Route the output through an IF node: valid continues to the adapter and business logic; false goes to a Respond to Webhook node with a 400 or to an internal alert channel. The sender gets immediate feedback, and your database never sees the bad shape.

But contract validation at runtime is only half the battle. You also need contract tests: scheduled workflows that probe your integrations and fail if the shape drifts. I run a daily workflow that calls each critical external API with a known test request and validates the response against my current normal form schema. If the API vendor added a required field, changed a type, or flattened a nested object, I know within twenty-four hours — not when the production pipeline starts writing garbage.
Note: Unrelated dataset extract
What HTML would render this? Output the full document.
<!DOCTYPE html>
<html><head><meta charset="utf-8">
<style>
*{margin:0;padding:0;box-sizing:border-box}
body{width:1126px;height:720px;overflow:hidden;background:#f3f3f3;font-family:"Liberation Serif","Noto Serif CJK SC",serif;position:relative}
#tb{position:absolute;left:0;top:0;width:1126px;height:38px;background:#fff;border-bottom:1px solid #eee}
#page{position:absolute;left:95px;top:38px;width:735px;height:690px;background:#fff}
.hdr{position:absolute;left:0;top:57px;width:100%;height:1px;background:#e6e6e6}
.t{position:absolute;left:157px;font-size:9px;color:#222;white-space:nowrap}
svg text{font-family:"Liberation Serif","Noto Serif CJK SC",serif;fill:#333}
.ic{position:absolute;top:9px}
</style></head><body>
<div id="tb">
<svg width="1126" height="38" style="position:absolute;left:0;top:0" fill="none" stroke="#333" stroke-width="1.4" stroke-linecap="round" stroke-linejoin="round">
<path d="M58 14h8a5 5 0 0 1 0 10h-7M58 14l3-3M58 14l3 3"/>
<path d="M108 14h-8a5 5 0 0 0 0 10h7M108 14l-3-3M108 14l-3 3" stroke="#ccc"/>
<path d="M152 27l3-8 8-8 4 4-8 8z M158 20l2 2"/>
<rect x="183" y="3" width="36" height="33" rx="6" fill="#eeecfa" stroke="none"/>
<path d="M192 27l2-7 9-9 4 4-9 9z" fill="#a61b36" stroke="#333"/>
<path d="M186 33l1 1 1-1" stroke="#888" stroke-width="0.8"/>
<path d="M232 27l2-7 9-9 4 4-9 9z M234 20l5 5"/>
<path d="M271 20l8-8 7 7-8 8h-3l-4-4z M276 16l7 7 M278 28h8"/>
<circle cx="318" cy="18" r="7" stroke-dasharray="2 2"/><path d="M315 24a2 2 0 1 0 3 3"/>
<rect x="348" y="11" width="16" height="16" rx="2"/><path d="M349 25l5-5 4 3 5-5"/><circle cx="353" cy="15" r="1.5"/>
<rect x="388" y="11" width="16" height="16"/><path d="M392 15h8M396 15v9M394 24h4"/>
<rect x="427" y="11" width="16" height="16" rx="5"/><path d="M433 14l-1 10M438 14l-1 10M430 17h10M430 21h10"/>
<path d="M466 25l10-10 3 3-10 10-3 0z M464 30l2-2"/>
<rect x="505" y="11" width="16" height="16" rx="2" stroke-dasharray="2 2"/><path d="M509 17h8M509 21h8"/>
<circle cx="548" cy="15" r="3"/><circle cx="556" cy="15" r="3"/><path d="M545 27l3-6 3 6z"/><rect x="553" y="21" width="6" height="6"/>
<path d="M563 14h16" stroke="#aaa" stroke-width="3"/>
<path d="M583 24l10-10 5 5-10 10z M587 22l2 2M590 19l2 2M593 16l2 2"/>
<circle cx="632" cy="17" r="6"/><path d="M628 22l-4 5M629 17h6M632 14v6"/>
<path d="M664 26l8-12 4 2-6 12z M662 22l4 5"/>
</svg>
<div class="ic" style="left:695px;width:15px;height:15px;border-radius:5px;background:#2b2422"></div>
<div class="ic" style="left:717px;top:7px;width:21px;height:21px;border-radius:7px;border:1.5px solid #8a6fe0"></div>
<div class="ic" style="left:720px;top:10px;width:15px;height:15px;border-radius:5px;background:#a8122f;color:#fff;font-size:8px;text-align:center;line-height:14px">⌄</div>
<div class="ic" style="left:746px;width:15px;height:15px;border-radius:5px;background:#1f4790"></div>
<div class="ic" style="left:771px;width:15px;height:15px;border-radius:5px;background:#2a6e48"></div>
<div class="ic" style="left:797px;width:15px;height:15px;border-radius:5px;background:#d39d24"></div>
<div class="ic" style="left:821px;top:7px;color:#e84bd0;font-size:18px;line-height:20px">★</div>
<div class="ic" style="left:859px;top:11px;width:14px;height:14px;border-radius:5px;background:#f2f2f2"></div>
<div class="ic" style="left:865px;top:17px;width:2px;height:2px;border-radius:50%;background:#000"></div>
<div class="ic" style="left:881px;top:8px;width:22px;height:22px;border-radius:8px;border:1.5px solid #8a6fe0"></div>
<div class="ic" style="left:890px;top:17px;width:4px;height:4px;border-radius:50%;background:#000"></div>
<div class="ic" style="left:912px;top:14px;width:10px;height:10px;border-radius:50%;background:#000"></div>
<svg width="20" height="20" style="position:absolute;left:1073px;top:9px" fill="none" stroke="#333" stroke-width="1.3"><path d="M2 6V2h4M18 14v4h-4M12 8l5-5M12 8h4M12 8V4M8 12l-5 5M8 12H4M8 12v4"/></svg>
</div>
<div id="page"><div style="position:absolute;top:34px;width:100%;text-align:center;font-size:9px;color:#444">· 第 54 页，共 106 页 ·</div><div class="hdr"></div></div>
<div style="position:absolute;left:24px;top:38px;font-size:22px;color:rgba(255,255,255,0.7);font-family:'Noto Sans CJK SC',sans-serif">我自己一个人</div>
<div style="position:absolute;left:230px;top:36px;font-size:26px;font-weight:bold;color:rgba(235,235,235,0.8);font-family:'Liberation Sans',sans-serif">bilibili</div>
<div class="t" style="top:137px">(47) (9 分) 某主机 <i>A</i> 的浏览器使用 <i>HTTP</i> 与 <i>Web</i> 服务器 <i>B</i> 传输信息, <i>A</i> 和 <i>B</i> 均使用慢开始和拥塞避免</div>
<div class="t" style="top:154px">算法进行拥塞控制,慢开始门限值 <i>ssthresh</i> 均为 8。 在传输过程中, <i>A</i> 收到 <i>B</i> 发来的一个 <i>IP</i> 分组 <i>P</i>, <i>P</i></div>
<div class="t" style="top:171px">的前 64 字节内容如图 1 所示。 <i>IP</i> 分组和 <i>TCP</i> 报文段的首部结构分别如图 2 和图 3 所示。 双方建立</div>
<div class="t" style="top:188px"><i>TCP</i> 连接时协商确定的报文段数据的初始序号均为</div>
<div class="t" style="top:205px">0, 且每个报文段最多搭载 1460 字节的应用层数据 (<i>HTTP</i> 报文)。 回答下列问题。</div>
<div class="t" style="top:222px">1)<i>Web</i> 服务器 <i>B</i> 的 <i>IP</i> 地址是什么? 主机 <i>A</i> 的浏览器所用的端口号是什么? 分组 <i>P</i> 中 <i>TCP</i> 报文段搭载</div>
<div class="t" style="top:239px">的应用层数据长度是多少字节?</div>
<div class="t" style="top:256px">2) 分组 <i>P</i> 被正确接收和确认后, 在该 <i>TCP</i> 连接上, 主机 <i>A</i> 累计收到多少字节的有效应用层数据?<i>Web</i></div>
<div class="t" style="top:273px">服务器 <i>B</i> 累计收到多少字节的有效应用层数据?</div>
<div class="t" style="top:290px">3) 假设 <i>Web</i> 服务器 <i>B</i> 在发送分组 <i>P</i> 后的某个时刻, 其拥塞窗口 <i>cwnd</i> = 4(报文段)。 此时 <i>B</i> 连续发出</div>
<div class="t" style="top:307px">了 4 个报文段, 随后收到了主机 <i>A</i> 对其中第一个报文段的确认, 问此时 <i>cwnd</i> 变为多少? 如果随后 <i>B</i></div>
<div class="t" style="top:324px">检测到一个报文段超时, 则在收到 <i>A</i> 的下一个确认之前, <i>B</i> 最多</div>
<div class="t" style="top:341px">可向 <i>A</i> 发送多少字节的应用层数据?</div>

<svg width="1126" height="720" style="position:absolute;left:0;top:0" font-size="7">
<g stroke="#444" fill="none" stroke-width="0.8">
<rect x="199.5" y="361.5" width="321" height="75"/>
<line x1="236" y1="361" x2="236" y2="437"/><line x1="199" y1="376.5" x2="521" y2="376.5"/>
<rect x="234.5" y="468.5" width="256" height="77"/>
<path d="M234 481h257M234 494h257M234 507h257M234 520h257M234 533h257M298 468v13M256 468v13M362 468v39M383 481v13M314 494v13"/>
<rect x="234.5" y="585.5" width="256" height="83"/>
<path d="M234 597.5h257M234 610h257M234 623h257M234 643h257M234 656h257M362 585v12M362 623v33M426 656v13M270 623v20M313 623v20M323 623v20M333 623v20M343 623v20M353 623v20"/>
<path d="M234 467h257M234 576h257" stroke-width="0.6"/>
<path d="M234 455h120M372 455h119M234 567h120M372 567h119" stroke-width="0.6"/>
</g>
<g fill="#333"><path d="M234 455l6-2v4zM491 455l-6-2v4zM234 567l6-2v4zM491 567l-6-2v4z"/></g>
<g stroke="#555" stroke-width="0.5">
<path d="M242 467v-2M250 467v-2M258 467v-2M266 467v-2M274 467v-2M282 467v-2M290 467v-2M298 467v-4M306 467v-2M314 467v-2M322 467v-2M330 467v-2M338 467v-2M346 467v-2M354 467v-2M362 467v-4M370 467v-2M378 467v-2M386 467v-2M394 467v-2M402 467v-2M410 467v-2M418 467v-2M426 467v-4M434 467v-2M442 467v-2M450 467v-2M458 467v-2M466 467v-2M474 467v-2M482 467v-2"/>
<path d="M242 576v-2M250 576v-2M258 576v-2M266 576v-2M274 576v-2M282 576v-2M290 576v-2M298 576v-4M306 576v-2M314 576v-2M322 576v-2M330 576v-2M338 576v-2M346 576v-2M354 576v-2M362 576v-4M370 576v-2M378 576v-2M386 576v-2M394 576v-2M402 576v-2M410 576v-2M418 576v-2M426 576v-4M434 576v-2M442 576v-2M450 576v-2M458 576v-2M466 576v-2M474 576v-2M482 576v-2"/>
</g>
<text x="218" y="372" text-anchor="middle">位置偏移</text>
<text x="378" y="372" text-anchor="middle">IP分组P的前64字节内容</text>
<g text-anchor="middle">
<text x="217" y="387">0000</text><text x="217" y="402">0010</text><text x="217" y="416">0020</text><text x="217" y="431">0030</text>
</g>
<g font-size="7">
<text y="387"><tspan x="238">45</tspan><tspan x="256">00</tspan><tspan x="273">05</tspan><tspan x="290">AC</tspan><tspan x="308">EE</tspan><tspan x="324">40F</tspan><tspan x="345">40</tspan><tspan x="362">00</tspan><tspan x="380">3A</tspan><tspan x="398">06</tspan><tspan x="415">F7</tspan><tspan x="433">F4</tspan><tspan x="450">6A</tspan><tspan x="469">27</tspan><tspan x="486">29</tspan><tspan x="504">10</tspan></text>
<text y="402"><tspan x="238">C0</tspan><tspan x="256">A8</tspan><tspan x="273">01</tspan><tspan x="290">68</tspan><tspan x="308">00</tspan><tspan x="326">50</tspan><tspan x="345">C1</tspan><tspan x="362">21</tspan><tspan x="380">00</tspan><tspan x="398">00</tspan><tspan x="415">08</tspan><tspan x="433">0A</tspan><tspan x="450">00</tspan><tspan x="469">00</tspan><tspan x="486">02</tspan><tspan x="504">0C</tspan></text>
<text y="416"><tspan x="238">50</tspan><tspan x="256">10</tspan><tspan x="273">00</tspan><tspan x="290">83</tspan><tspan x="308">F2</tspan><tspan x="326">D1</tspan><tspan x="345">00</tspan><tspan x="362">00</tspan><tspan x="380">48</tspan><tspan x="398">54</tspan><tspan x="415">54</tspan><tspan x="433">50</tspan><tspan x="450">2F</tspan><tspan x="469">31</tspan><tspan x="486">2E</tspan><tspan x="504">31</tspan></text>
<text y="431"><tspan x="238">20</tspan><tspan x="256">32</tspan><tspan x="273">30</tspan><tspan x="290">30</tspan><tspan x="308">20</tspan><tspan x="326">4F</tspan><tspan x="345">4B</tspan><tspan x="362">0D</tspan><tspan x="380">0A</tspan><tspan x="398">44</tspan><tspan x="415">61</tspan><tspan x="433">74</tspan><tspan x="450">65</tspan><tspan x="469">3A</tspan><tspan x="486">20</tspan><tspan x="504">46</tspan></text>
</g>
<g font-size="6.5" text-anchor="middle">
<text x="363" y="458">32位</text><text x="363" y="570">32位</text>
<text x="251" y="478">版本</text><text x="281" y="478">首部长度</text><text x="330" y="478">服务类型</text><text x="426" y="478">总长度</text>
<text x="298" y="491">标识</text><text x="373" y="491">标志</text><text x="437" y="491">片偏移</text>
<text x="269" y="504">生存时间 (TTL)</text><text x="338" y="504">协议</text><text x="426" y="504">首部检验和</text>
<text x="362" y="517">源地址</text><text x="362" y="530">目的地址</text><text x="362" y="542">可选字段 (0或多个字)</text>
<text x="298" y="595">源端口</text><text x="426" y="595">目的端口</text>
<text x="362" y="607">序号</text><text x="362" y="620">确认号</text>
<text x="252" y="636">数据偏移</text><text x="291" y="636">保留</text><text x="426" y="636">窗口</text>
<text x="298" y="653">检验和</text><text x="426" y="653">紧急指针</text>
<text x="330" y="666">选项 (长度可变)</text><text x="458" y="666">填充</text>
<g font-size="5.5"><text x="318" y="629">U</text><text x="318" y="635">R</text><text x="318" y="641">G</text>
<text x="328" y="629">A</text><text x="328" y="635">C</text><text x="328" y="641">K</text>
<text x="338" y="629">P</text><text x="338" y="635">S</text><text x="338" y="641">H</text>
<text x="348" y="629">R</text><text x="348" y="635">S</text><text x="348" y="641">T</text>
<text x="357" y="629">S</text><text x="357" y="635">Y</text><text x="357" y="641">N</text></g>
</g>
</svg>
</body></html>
For webhooks that you can't easily poll, log the schema fingerprint. A lightweight Code node can hash the set of top-level keys and a few nested paths, then write that hash to a database table on every hundredth execution. A second scheduled workflow compares today's hash to last week's. A mismatch means drift, even if every individual payload technically passed validation because the values happened to look correct.

What to Do Monday Morning

You do not need to rewrite every workflow this week. You need to start owning your data shape in the places where pain is already visible.

Pick the workflow that broke most recently

Open it and identify the first node after the trigger. Ask: what shape does the rest of this workflow actually need? Write down five to ten fields. That is your normal form for this domain.

Add an input adapter

Place an Edit Fields node right after the trigger. Map the incoming vendor fields into your normal form. Enable Keep Only Set so nothing else leaks through. Add a fallback expression for every field that might be missing.

Add output adapters at every destination

Find every destination API and add an output adapter — another Edit Fields node — right before the HTTP Request that calls it. The output adapter's job is to translate your normal form into whatever that vendor wants today.

Demote rename-only Code nodes

Any Code node that is only renaming fields, dividing by a hundred, or flattening dot notation should be deleted and replaced with Edit Fields. Your future self will thank you when debugging at midnight.

Set up one contract test

Choose your most volatile integration. Build a scheduled workflow that fetches a sample payload and validates it against your normal form schema. Send yourself a Slack message when it fails.

Your workflows will be thinner. Your failures will be louder and earlier. And your data will finally belong to you.